Residual Stresses in Steel and Zirconium Weldments

[+] Author and Article Information
J. H. Root, C. E. Coleman, J. W. Bowden

AECL, Chalk River Laboratories, Chalk River, Ontario, Canada K0J 1J0

M. Hayashi

Mechanical Engineering Research Laboratory, Hitachi, Ibaraki, Japan

J. Pressure Vessel Technol 119(2), 137-141 (May 01, 1997) (5 pages) doi:10.1115/1.2842274 History: Received February 26, 1996; Revised May 23, 1996; Online February 11, 2008


Three-dimensional scans of residual stress within intact weldments provide insight into the consequences of various welding techniques and stress-relieving procedures. The neutron diffraction method for nondestructive evaluation of residual stresses has been applied to a circumferential weld in a ferritic steel pipe of outer diameter 114 mm and thickness 8.6 mm. The maximum tensile stresses, 250 MPa in the hoop direction, are found at mid-thickness of the fusion zone. The residual stresses approach zero within 20 mm from the weld center. The residual stresses caused by welding zirconium alloy components are partially to blame for failures due to delayed hydride cracking. Neutron diffraction measurements in a GTA-welded Zr-2.5Nb plate have shown that heat treatment at 530°C for 1 h reduces the longitudinal residual strain by 60 percent.

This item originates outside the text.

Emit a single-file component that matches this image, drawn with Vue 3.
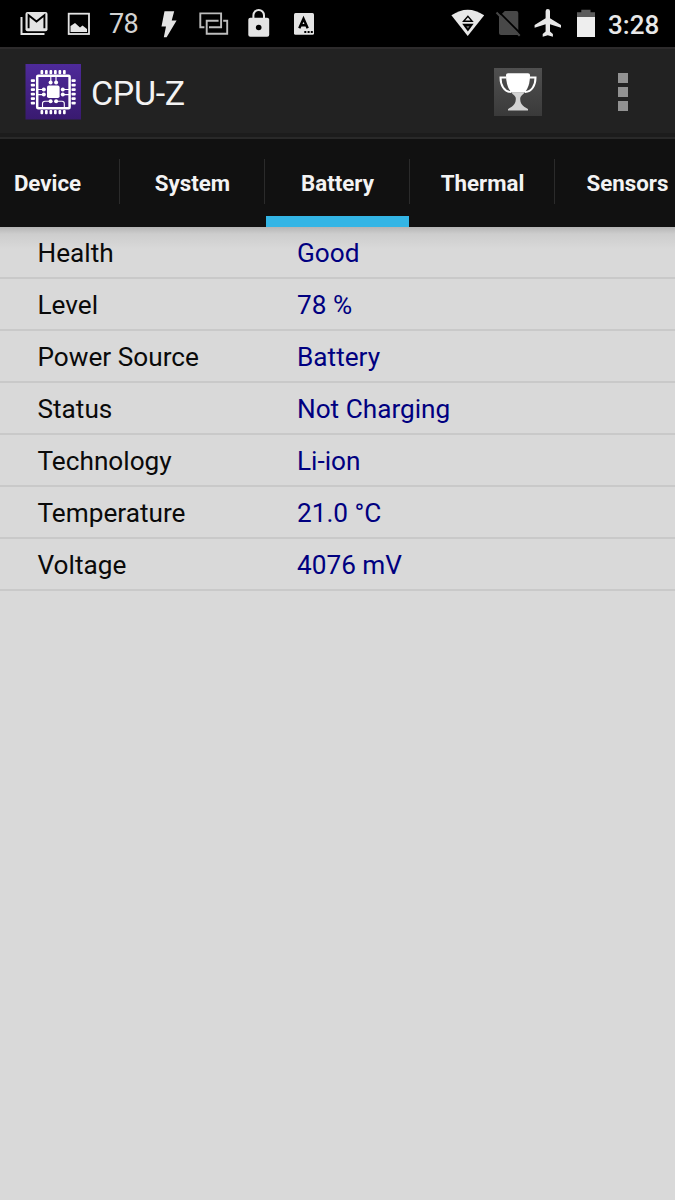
<template>
    <div class="screen">
        <!-- Barra de estado -->
        <div class="status-bar">
            <div class="notifications">
                <svg class="icon" width="30" height="46" viewBox="19 0 30 46">
                    <path d="M21.5 17V34H44.5" fill="none" stroke="#e4e4e4" stroke-width="2" />
                    <rect x="25.5" y="12" width="22" height="19.3" rx="2" fill="#e4e4e4" />
                    <path d="M28.6 28.3V15.2L36.5 21.6L44.4 15.2V28.3" fill="none" stroke="#000" stroke-width="1.9" />
                </svg>
                <svg class="icon picture" width="24" height="46" viewBox="67 0 24 46">
                    <rect x="68.7" y="13.7" width="20.3" height="20.3" fill="none" stroke="#e4e4e4" stroke-width="1.8" />
                    <path d="M70.5 32V26L75 23L80 27.5L82.5 25.5L87 29V32Z" fill="#e4e4e4" />
                </svg>
                <span class="level">78</span>
                <svg class="icon bolt" width="18" height="46" viewBox="160 0 18 46">
                    <path d="M164.5 11.2H174.2L171.7 20.6H176.6L166.6 37.3H163.8L166 26.6H161.5Z" fill="#e4e4e4" />
                </svg>
                <svg class="icon rects" width="30" height="46" viewBox="199 0 30 46">
                    <g fill="none" stroke="#bdbdbd" stroke-width="1.9">
                        <path d="M204.4 27.3H200.3V13.4H221.1V27.3H209" />
                        <path d="M218.6 20.8H206.7V33.8H227.2V20.8H223.2" />
                    </g>
                </svg>
                <svg class="icon lock" width="22" height="46" viewBox="248 0 22 46">
                    <path d="M253.4 19V15.3A5.3 5.3 0 0 1 264 15.3V19" fill="none" stroke="#e4e4e4" stroke-width="2" />
                    <rect x="248.3" y="17.7" width="20.9" height="19" rx="2" fill="#e4e4e4" />
                    <circle cx="258.7" cy="27.5" r="2.8" fill="#000" />
                </svg>
                <svg class="icon keyboard" width="22" height="46" viewBox="293 0 22 46">
                    <rect x="294" y="13" width="20" height="21.8" rx="1.5" fill="#e4e4e4" />
                    <path d="M299.3 28.3L303.5 18.8L307.7 28.3M301 25.2H306" fill="none" stroke="#000" stroke-width="2.5" />
                    <path d="M304.3 31h2v2h-2zM307.6 31h2v2h-2zM310.8 31h2v2h-2z" fill="#000" />
                </svg>
            </div>
            <div class="system-icons">
                <svg class="icon" width="34" height="46" viewBox="451 0 34 46">
                    <path d="M451.4 15.3Q467.7 4 484.2 15.3L467.7 36Z" fill="#e8e8e8" />
                    <path d="M463.6 21.2L467.9 16.2L472.2 21.2Z" fill="none" stroke="#000" stroke-width="1.4" />
                    <path d="M462.2 23.8H473.6L467.9 31.4Z" fill="#000" />
                    <path d="M466.3 26.2H469.5L467.9 28.4Z" fill="#777" />
                </svg>
                <svg class="icon sim" width="26" height="46" viewBox="495 0 26 46">
                    <path d="M504.8 11H516.3Q518.3 11 518.3 13V35H501Q499 35 499 33V16.7Z" fill="#484848" />
                    <path d="M498.4 11.4L521 34" stroke="#000" stroke-width="1.8" />
                    <path d="M496.5 12.5L519.7 35.7" stroke="#484848" stroke-width="2" />
                </svg>
                <svg class="icon plane" width="28" height="46" viewBox="534 0 28 46">
                    <path d="M561 27.7V25L550 18.2V11.2A2.2 2.2 0 0 0 545.6 11.2V18.2L534.6 25V27.7L545.6 24.3V31.5L542.7 33.9V36.7L547.8 35.2L552.9 36.7V33.9L550 31.5V24.3Z" fill="#e8e8e8" />
                </svg>
                <svg class="icon battery" width="20" height="46" viewBox="576 0 20 46">
                    <path d="M577 17.2V12.3H581.3V9.7H590.5V12.3H595V17.2Z" fill="#5c5c5c" />
                    <rect x="577" y="17" width="18" height="20" fill="#eeeeee" />
                </svg>
                <span class="clock">3:28</span>
            </div>
        </div>

        <!-- Cabecera -->
        <header class="action-bar">
            <svg class="logo" width="56" height="56" viewBox="0 0 56 56">
                <defs>
                    <linearGradient id="purple" x1="0" y1="0" x2="0" y2="1">
                        <stop offset="0" stop-color="#4e2a9a" />
                        <stop offset="1" stop-color="#391a70" />
                    </linearGradient>
                </defs>
                <rect x="0.5" width="55.5" height="55.5" fill="url(#purple)" />
                <rect x="12.2" y="11.7" width="32.4" height="32.6" rx="1" fill="none" stroke="#fff" stroke-width="2.5" />
                <g fill="#fff">
                    <rect v-for="n in 6" :key="'t' + n" :x="11 + n * 4.5" y="6" width="2.7" height="4.2" rx="0.9" />
                    <rect v-for="n in 6" :key="'b' + n" :x="11 + n * 4.5" y="46" width="2.7" height="4.2" rx="0.9" />
                    <rect v-for="n in 6" :key="'l' + n" x="5.8" :y="10.7 + n * 4.5" width="4.2" height="2.7" rx="0.9" />
                    <rect v-for="n in 6" :key="'r' + n" x="46.5" :y="10.7 + n * 4.5" width="4.2" height="2.7" rx="0.9" />
                    <rect x="22" y="21.6" width="12.6" height="12.4" rx="1.8" />
                    <circle v-for="(p, i) in pines" :key="i" :cx="p[0]" :cy="p[1]" r="2" />
                </g>
                <path
                    d="M25.8 12V18M31 12V18M13 25.5H18.5M13 30.6H18.5M38 25.5H44M38 30.6H44M17.5 44V39.5Q17.5 37.3 20 37.3H25.8M39.3 44V39.5Q39.3 37.3 37 37.3H31"
                    fill="none" stroke="#fff" stroke-width="1.1"
                />
            </svg>
            <h1>CPU-Z</h1>
            <button class="trophy">
                <svg width="48" height="48" viewBox="0 0 48 48">
                    <g fill="none" stroke="#fff" stroke-width="2">
                        <path d="M12.5 9.5H6.5C6.5 17 10 23.8 17 24" />
                        <path d="M35.5 9.5H41.5C41.5 17 38 23.8 31 24" />
                    </g>
                    <path d="M12 7Q12 5.3 14 5.3H34Q36 5.3 36 7C36 15 34 21 30.5 24.5H17.5C14 21 12 15 12 7Z" fill="#fff" />
                    <path d="M17.2 24.2H30.8C29.5 26.5 26.5 27.5 26.2 30C26 35 28 38 34 41V42.5H14V41C20 38 22 35 21.8 30C21.5 27.5 18.5 26.5 17.2 24.2Z" fill="#d2d2d2" />
                </svg>
            </button>
            <button class="menu">
                <span></span>
                <span></span>
                <span></span>
            </button>
        </header>

        <!-- Pestañas -->
        <nav class="tabs">
            <button
                v-for="tab in tabs"
                :key="tab"
                class="tab"
                :class="{ active: tab === activa }"
                @click="activa = tab"
            >
                {{ tab }}
            </button>
        </nav>

        <!-- Datos de la batería -->
        <div class="lista">
            <div v-for="fila in filas" :key="fila.nombre" class="fila">
                <span class="nombre">{{ fila.nombre }}</span>
                <span class="valor">{{ fila.valor }}</span>
            </div>
        </div>
    </div>
</template>

<script setup>
    import { ref } from 'vue'

    const tabs = ['Device', 'System', 'Battery', 'Thermal', 'Sensors']
    const activa = ref('Battery')

    const filas = ref([
        { nombre: 'Health', valor: 'Good' },
        { nombre: 'Level', valor: '78 %' },
        { nombre: 'Power Source', valor: 'Battery' },
        { nombre: 'Status', valor: 'Not Charging' },
        { nombre: 'Technology', valor: 'Li-ion' },
        { nombre: 'Temperature', valor: '21.0 °C' },
        { nombre: 'Voltage', valor: '4076 mV' }
    ])

    // Contactos alrededor del chip del logo
    const pines = [
        [25.6, 18.4], [31.1, 18.4],
        [18.8, 25.5], [18.8, 30.6],
        [37.8, 25.5], [37.8, 30.6],
        [25.6, 37.3], [31.1, 37.3]
    ]
</script>

<style>
    body {
    margin: 0;
    background: #d9d9d9;
    }
</style>

<style scoped>
    .screen {
    width: 675px;
    height: 1200px;
    overflow: hidden;
    background: #d9d9d9;
    font-family: Roboto, "Liberation Sans", sans-serif;
    }

    button {
    padding: 0;
    border: none;
    background: none;
    font-family: inherit;
    }

    svg {
    display: block;
    }

    .icon {
    flex: none;
    }

    .status-bar {
    display: flex;
    justify-content: space-between;
    box-sizing: border-box;
    height: 49px;
    padding: 0 15px 0 19px;
    background: #000;
    border-bottom: 2px solid #2d2b2c;
    }

    .notifications,
    .system-icons {
    display: flex;
    line-height: 48px;
    }

    .picture {
    margin-left: 18px;
    }

    .level {
    width: 51px;
    margin-left: 18px;
    font-size: 27px;
    letter-spacing: -0.7px;
    line-height: 49px;
    color: #d2d2d2;
    }

    .rects {
    margin-left: 21px;
    }

    .lock {
    margin-left: 19px;
    }

    .keyboard {
    margin-left: 23px;
    }

    .sim {
    margin-left: 10px;
    }

    .plane {
    margin-left: 13px;
    }

    .battery {
    margin-left: 14px;
    }

    .clock {
    width: 52px;
    margin-left: 12px;
    font-size: 26px;
    font-weight: 500;
    line-height: 50px;
    color: #e8e8e8;
    }

    .action-bar {
    display: flex;
    align-items: center;
    box-sizing: border-box;
    height: 90px;
    padding: 0 47px 3px 25px;
    background: #222;
    border-bottom: 2px solid #292929;
    box-shadow: inset 0 -4px #1c1c1c;
    }

    h1 {
    flex: 1;
    margin: 3px 0 0 10px;
    font-size: 34px;
    font-weight: 400;
    letter-spacing: -0.3px;
    color: #f3f3f3;
    }

    .trophy {
    width: 48px;
    height: 48px;
    background: linear-gradient(#505050, #3a3a3a);
    }

    .menu {
    display: flex;
    flex-direction: column;
    gap: 4px;
    margin-left: 76px;
    }

    .menu span {
    width: 10px;
    height: 10px;
    background: #929292;
    }

    .tabs {
    display: flex;
    height: 88px;
    margin-left: -25px;
    background: #111;
    }

    .tab {
    flex: none;
    box-sizing: border-box;
    width: 145px;
    padding-bottom: 1px;
    font-size: 22.3px;
    font-weight: 700;
    color: #f3f3f3;
    background: linear-gradient(#2b2b2b, #2b2b2b) no-repeat 100% 20px / 1px 45px;
    }

    .tab.active {
    background:
        linear-gradient(#33b5e5, #33b5e5) no-repeat 1px 100% / 143px 11px,
        linear-gradient(#2b2b2b, #2b2b2b) no-repeat 100% 20px / 1px 45px;
    }

    .lista {
    background: linear-gradient(#b5b5b5, #cdcdcd 7px, #d9d9d9 22px);
    }

    .fila {
    display: flex;
    align-items: center;
    box-sizing: border-box;
    height: 52px;
    padding: 1px 0 0 37.5px;
    border-bottom: 2px solid #c9c9c9;
    font-size: 26.2px;
    }

    .nombre {
    width: 259.5px;
    color: #0a0a0a;
    }

    .valor {
    color: #000080;
    }
</style>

Neutron diffraction has also been used to scan the residual stresses near circumferential electron beam welds in irradiated and unirradiated Zr-2.5Nb pressure tubes. The residual stresses due to electron beam welding appear to be lower than 130 MPa, even in the as-welded state. No significant changes occur in the residual stress pattern of the electron-beam welded tube, during a prolonged exposure to thermal neutrons and the temperatures typical of an operating nuclear reactor.